Always in motion is the future for Star Wars, especially when it comes to the franchise’s movie business. On Thursday, Lucasfilm and Disney updated Star Wars fans on a development that felt inevitable: The Patty Jenkins-directed dogfighting film Star Wars: Rogue Squadron isn’t happening, at least, not by that project’s planned December 2023 release date. It may not be happening at all, ever.
Star Wars fans who long to see the franchise return to movie theaters will have to wait until December 2025, at the earliest. That’s when Disney theoretically plans to release an untitled Star Wars film, with no clear indication of what it’s about or who’s making it. Another untitled Star Wars movie is on the books for 2027. Same story.
News of yet another Star Wars movie vanishing from Disney’s schedule now feels routine. Projects set in a galaxy far, far away are announced, often with marquee directors and writers attached, only to fizzle out or frustratingly go missing in action. While the Disney-owned Marvel Studios offers clear direction on its theatrical slate stretching out to 2025, spanning at least nine feature films, Star Wars fans don’t know when, or even if, the franchise will ever realistically return to theaters.
Currently, Star Wars fans’ best hope seems to be the planned Star Wars theatrical project from writer-director Taika Waititi, who’s coming off the tepidly received Thor: Love and Thunder, a potentially worrying bellwether. In-development projects set in the Star Wars galaxy from filmmakers Josh Trank, Colin Trevorrow, Patty Jenkins, and David Benioff and D.B. Weiss have been scrapped or fizzled out after those directors’ respective Hollywood misfires. (Fantastic Four, The Book of Henry, Wonder Woman 1984, and Game of Thrones’ finale.) Given Star Wars’ recent shaky history with luring in and then losing talent, it isn’t a safe bet that Waititi’s plan to expand the galaxy with brand-new characters and worlds will ever come to fruition.
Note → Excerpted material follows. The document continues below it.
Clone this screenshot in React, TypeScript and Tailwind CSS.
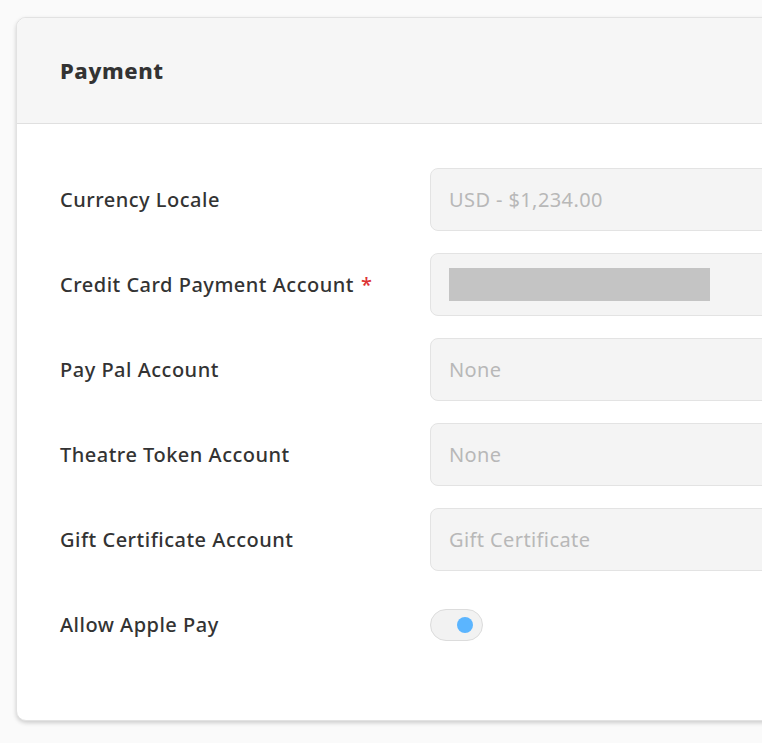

The same is true for Rian Johnson’s announced Star Wars series, announced more than five years ago. With Johnson both a target of Star Wars’ fans ire for his storytelling choices in The Last Jedi and a trilogy of Knives Out movies to wrap up at Netflix, it’s not hard to imagine that he’ll ultimately walk away from the project in favor of something more comfortable. But at least Johnson himself seems optimistic, recently telling Indiewire his Star Wars project is “just at this point a matter of schedule and when it can happen. It would break my heart if I were finished, if I couldn’t get back in that sandbox at some point.”
There’s also the vaporous Star Wars movie meant to be produced by Marvel Studios president Kevin Feige, which seems like something Feige is far too busy to do right now. (The writer on that project, Loki series creator and Doctor Strange in the Multiverse of Madness writer Michael Waldron, said he was “busy, off writing this little Star Wars movie” back in May, the only real sign of life there.)
If any of those projects do happen, they could be set in a heretofore unexplored era of Star Wars, post-Episode IX — The Rise of Skywalker. “We’re moving further beyond the existing sequels as we look to our movie space,” Lucasfilm president Kathleen Kennedy told Empire at this year’s Star Wars Celebration. “[The sequel era] is what we talk a lot about in terms of where we’re going with our movies, and just how far out from that we’ll go. That’s very much the space we’re concentrating on.”
For now, Lucasfilm seems content on clinging to the past, and to Disney Plus television series, for Star Wars storytelling opportunities. There’s the prequel-to-a-prequel Andor, which will flesh out the story of the Rebellion in the lead up to the events of Rogue One: A Star Wars Story; the post-Return of the Jedi-set series Ahsoka, The Mandalorian, and Skeleton Crew; and The Acolyte, a less nostalgia-reliant journey into Star Wars’ past, set 100 years before the events of George Lucas’ prequel era.
Whether Star Wars can be yanked back into its future, and once again cast onto the silver screen, remains to be seen. It may not matter: Star Wars is often better when new movies aren’t coming out and dominating the cultural conversation. But Star Wars fans are used to waiting to return to the theater: A 16-year gap separated Return of the Jedi and The Phantom Menace at the cineplex, after all. They may be in for yet another lengthy lesson in patience.